Leave out the pictures and repeat the rest of the material exactly.

COLLECTED DATA:

══════════

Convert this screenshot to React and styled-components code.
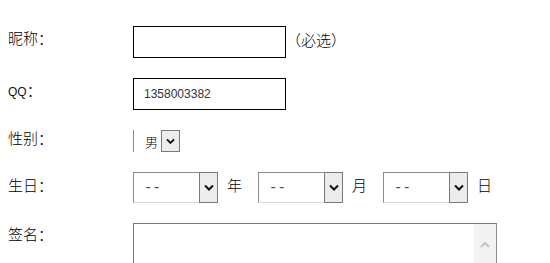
import React from "react";
import styled, { createGlobalStyle } from "styled-components";

const GlobalStyle = createGlobalStyle`
  html, body {
    margin: 0;
    padding: 0;
    overflow: hidden;
    background: #fff;
  }
  body {
    font-family: "Noto Sans CJK SC", "DejaVu Sans", sans-serif;
    font-weight: 300;
    color: #000;
  }
`;

// whole form, one row per field
const Form = styled.div`
  display: flex;
  flex-direction: column;
  gap: 20px;
  padding: 26px 0 0 8px;
`;

const Row = styled.div`
  display: flex;
  align-items: ${({ top }) => (top ? "flex-start" : "center")};
  height: ${({ h }) => h}px;
`;

const Label = styled.div`
  width: 125px;
  flex: 0 0 125px;
  font-size: 15px;
  line-height: 22px;
  margin-bottom: ${({ lift }) => lift || 0}px;
`;

const Latin = styled.span`
  font-family: "Liberation Sans", Arial, sans-serif;
  font-size: 12px;
  font-weight: 400;
  color: #111;
`;

const TextInput = styled.input`
  box-sizing: border-box;
  width: 153px;
  height: 32px;
  border: 1px solid #000;
  padding: 0 10px;
  margin: 0;
  font-family: "Liberation Sans", Arial, sans-serif;
  font-size: 12px;
  color: #333;
  outline: none;
`;

const Hint = styled.span`
  font-size: 15px;
  margin-left: 0px;
  margin-bottom: 6px;
`;

// old-style select imitation: value area + grey arrow button
const Select = styled.div`
  box-sizing: border-box;
  display: flex;
  width: ${({ w }) => w}px;
  height: ${({ h }) => h}px;
  border: ${({ bare }) => (bare ? "none" : "1px solid #8c8c8c")};
  border-left: 1px solid #8c8c8c;
  border-bottom-color: ${({ bare }) => (bare ? "transparent" : "#d8d8d8")};
  background: #fff;
`;

const SelectValue = styled.div`
  flex: 1;
  display: flex;
  align-items: center;
  justify-content: ${({ right }) => (right ? "flex-end" : "flex-start")};
  padding: ${({ right }) => (right ? "0 3px 0 0" : "0 0 0 10px")};
  font-size: ${({ dim }) => (dim ? "14px" : "13px")};
  color: ${({ dim }) => (dim ? "#444" : "#000")};
  font-family: ${({ dim }) =>
    dim ? '"Liberation Mono", monospace' : "inherit"};
`;

const ArrowBox = styled.div`
  box-sizing: border-box;
  width: 19px;
  flex: 0 0 19px;
  margin: ${({ inset }) => (inset ? "-1px -1px -1px 0" : "0")};
  display: flex;
  align-items: center;
  justify-content: center;
  background: #ececec;
  border: 1px solid #7a7a7a;
`;

const Unit = styled.span`
  font-size: 15px;
  margin: 0 16px 6px 9px;
`;

const AreaBox = styled.div`
  box-sizing: border-box;
  display: flex;
  width: 364px;
  height: 70px;
  border: 1px solid #7a7a7a;
  border-right-color: #8a8a8a;
`;

const Area = styled.textarea`
  flex: 1;
  border: none;
  resize: none;
  outline: none;
  margin: 0;
  padding: 2px;
  font-family: inherit;
`;

const Track = styled.div`
  width: 22px;
  flex: 0 0 22px;
  background: #f3f3f3;
  display: flex;
  justify-content: center;
  padding-top: 17px;
  box-sizing: border-box;
`;

const Chevron = ({ up, color = "#111", w = 10 }) => (
  <svg width={w} height={w * 0.7} viewBox="0 0 10 7">
    <polyline
      points={up ? "1,6 5,2 9,6" : "1,1.5 5,5.5 9,1.5"}
      fill="none"
      stroke={color}
      strokeWidth="2"
    />
  </svg>
);

const DateSelect = () => (
  <Select w={85} h={31}>
    <SelectValue dim>--</SelectValue>
    <ArrowBox inset>
      <Chevron />
    </ArrowBox>
  </Select>
);

export default function App() {
  return (
    <>
      <GlobalStyle />
      <Form>
        <Row h={32}>
          <Label lift={8}>昵称：</Label>
          <TextInput />
          <Hint>（必选）</Hint>
        </Row>
        <Row h={32}>
          <Label lift={7}>
            <Latin>QQ</Latin>：
          </Label>
          <TextInput defaultValue="1358003382" />
        </Row>
        <Row h={22}>
          <Label lift={6}>性别：</Label>
          <Select w={47} h={22} bare>
            <SelectValue right>男</SelectValue>
            <ArrowBox>
              <Chevron w={9} />
            </ArrowBox>
          </Select>
        </Row>
        <Row h={31}>
          <Label lift={6}>生日：</Label>
          <DateSelect />
          <Unit>年</Unit>
          <DateSelect />
          <Unit>月</Unit>
          <DateSelect />
          <Unit>日</Unit>
        </Row>
        <Row h={70} top>
          <Label>签名：</Label>
          <AreaBox>
            <Area />
            <Track>
              <Chevron up color="#c4c4c4" w={10} />
            </Track>
          </AreaBox>
        </Row>
      </Form>
    </>
  );
}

══════════

RESULT OF THIS TASK:
Convert this screenshot to React and styled-components code.
import React from "react";
import styled, { createGlobalStyle } from "styled-components";

const GlobalStyle = createGlobalStyle`
  html, body {
    margin: 0;
    padding: 0;
    overflow: hidden;
    background: #fff;
  }
  body {
    font-family: "Noto Sans CJK SC", "DejaVu Sans", sans-serif;
    font-weight: 300;
    color: #000;
  }
`;

// whole form, one row per field
const Form = styled.div`
  display: flex;
  flex-direction: column;
  gap: 20px;
  padding: 26px 0 0 8px;
`;

const Row = styled.div`
  display: flex;
  align-items: ${({ top }) => (top ? "flex-start" : "center")};
  height: ${({ h }) => h}px;
`;

const Label = styled.div`
  width: 125px;
  flex: 0 0 125px;
  font-size: 15px;
  line-height: 22px;
  margin-bottom: ${({ lift }) => lift || 0}px;
`;

const Latin = styled.span`
  font-family: "Liberation Sans", Arial, sans-serif;
  font-size: 12px;
  font-weight: 400;
  color: #111;
`;

const TextInput = styled.input`
  box-sizing: border-box;
  width: 153px;
  height: 32px;
  border: 1px solid #000;
  padding: 0 10px;
  margin: 0;
  font-family: "Liberation Sans", Arial, sans-serif;
  font-size: 12px;
  color: #333;
  outline: none;
`;

const Hint = styled.span`
  font-size: 15px;
  margin-left: 0px;
  margin-bottom: 6px;
`;

// old-style select imitation: value area + grey arrow button
const Select = styled.div`
  box-sizing: border-box;
  display: flex;
  width: ${({ w }) => w}px;
  height: ${({ h }) => h}px;
  border: ${({ bare }) => (bare ? "none" : "1px solid #8c8c8c")};
  border-left: 1px solid #8c8c8c;
  border-bottom-color: ${({ bare }) => (bare ? "transparent" : "#d8d8d8")};
  background: #fff;
`;

const SelectValue = styled.div`
  flex: 1;
  display: flex;
  align-items: center;
  justify-content: ${({ right }) => (right ? "flex-end" : "flex-start")};
  padding: ${({ right }) => (right ? "0 3px 0 0" : "0 0 0 10px")};
  font-size: ${({ dim }) => (dim ? "14px" : "13px")};
  color: ${({ dim }) => (dim ? "#444" : "#000")};
  font-family: ${({ dim }) =>
    dim ? '"Liberation Mono", monospace' : "inherit"};
`;

const ArrowBox = styled.div`
  box-sizing: border-box;
  width: 19px;
  flex: 0 0 19px;
  margin: ${({ inset }) => (inset ? "-1px -1px -1px 0" : "0")};
  display: flex;
  align-items: center;
  justify-content: center;
  background: #ececec;
  border: 1px solid #7a7a7a;
`;

const Unit = styled.span`
  font-size: 15px;
  margin: 0 16px 6px 9px;
`;

const AreaBox = styled.div`
  box-sizing: border-box;
  display: flex;
  width: 364px;
  height: 70px;
  border: 1px solid #7a7a7a;
  border-right-color: #8a8a8a;
`;

const Area = styled.textarea`
  flex: 1;
  border: none;
  resize: none;
  outline: none;
  margin: 0;
  padding: 2px;
  font-family: inherit;
`;

const Track = styled.div`
  width: 22px;
  flex: 0 0 22px;
  background: #f3f3f3;
  display: flex;
  justify-content: center;
  padding-top: 17px;
  box-sizing: border-box;
`;

const Chevron = ({ up, color = "#111", w = 10 }) => (
  <svg width={w} height={w * 0.7} viewBox="0 0 10 7">
    <polyline
      points={up ? "1,6 5,2 9,6" : "1,1.5 5,5.5 9,1.5"}
      fill="none"
      stroke={color}
      strokeWidth="2"
    />
  </svg>
);

const DateSelect = () => (
  <Select w={85} h={31}>
    <SelectValue dim>--</SelectValue>
    <ArrowBox inset>
      <Chevron />
    </ArrowBox>
  </Select>
);

export default function App() {
  return (
    <>
      <GlobalStyle />
      <Form>
        <Row h={32}>
          <Label lift={8}>昵称：</Label>
          <TextInput />
          <Hint>（必选）</Hint>
        </Row>
        <Row h={32}>
          <Label lift={7}>
            <Latin>QQ</Latin>：
          </Label>
          <TextInput defaultValue="1358003382" />
        </Row>
        <Row h={22}>
          <Label lift={6}>性别：</Label>
          <Select w={47} h={22} bare>
            <SelectValue right>男</SelectValue>
            <ArrowBox>
              <Chevron w={9} />
            </ArrowBox>
          </Select>
        </Row>
        <Row h={31}>
          <Label lift={6}>生日：</Label>
          <DateSelect />
          <Unit>年</Unit>
          <DateSelect />
          <Unit>月</Unit>
          <DateSelect />
          <Unit>日</Unit>
        </Row>
        <Row h={70} top>
          <Label>签名：</Label>
          <AreaBox>
            <Area />
            <Track>
              <Chevron up color="#c4c4c4" w={10} />
            </Track>
          </AreaBox>
        </Row>
      </Form>
    </>
  );
}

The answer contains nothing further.